Colleen LaRose of suburban Philadelphia doesn't look like a typical jihadist. Her blond tresses and blue eyes make her look more like a singer with ABBA than someone capable of plotting a terrorist attack in Sweden, an allegation that landed her in FBI custody.
Ms. LaRose came to the bureau's attention because of her inflammatory blog, YouTube video, and unusual screen name: JihadJane. U.S. intelligence monitored her movements when she traveled to Europe and tracked her communications with an alleged jihadist contact in South Asia.
In pitching her services, Ms. LaRose boasted that she could mix with the civilian population and not attract attention. All she needed was a mission and a chance to prove her willingness to die for the cause.

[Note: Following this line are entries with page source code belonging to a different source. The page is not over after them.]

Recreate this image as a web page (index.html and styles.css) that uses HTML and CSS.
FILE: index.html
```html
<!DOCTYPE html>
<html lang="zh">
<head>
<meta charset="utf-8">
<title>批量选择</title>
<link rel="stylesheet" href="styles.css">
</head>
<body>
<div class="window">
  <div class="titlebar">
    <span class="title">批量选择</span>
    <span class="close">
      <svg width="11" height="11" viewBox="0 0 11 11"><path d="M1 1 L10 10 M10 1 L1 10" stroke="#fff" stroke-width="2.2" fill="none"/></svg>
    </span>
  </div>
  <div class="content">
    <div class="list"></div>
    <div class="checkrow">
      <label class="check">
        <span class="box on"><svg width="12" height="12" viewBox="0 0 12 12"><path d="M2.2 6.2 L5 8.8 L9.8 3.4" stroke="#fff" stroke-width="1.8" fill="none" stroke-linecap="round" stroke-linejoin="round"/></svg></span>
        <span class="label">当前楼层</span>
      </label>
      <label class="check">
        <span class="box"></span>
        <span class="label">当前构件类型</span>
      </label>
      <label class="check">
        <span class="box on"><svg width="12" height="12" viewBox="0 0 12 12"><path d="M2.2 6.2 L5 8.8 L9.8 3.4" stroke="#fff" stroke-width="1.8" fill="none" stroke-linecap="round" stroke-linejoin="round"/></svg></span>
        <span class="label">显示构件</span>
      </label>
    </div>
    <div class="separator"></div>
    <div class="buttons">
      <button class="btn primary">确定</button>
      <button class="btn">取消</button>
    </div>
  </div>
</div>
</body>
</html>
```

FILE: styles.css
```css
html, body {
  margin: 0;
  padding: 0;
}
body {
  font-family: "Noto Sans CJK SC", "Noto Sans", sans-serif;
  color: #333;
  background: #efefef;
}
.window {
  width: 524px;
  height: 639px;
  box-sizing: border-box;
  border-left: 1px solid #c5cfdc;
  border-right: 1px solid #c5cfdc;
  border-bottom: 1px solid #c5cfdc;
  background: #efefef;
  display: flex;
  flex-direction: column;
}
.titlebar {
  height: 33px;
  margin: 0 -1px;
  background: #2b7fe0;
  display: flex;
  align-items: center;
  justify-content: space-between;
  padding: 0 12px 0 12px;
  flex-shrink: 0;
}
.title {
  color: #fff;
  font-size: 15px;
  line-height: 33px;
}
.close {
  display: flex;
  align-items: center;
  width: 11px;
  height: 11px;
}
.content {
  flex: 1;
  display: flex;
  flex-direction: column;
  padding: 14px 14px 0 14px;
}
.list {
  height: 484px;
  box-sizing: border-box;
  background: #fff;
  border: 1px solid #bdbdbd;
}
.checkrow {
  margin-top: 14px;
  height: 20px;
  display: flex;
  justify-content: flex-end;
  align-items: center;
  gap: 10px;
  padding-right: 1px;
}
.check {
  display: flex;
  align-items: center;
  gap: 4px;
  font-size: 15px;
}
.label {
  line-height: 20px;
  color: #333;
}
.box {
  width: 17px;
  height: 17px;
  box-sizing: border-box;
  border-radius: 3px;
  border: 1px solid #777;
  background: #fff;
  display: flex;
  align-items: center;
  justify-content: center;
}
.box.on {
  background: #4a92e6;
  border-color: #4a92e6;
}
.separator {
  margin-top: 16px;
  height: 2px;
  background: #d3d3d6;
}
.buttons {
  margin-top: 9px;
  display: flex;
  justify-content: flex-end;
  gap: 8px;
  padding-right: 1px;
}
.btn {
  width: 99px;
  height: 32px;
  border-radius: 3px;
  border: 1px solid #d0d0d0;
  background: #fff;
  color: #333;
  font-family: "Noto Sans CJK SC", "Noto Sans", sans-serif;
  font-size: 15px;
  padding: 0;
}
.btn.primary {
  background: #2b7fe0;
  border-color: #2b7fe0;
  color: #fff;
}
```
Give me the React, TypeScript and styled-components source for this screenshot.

Ms. LaRose is accused of conspiring to support a plot to kill Lars Vilks, a Swedish artist who depicted the Prophet Mohammed as a dog to test the limits of artistic expression in his country in 2007. She was arrested at a New York airport in October before the plot unfolded. Her arrest was kept secret until this month, when her indictment was unsealed. Several alleged accomplices were arrested in Ireland.
Ms. LaRose has pleaded not guilty to the charges against her. A congressman said she has cooperated with authorities.
Still, the existence of a "Jihad Jane," a homegrown terrorist sympathizer who willingly joined an overseas plot, is disturbing. It marks an evolution in jihadist tactics: How many other American women might be open to recruitment via the Internet?
Americans need to understand the appeal of this movement to people such as Ms. LaRose. The next Jihad Jane may not be as easy to spot.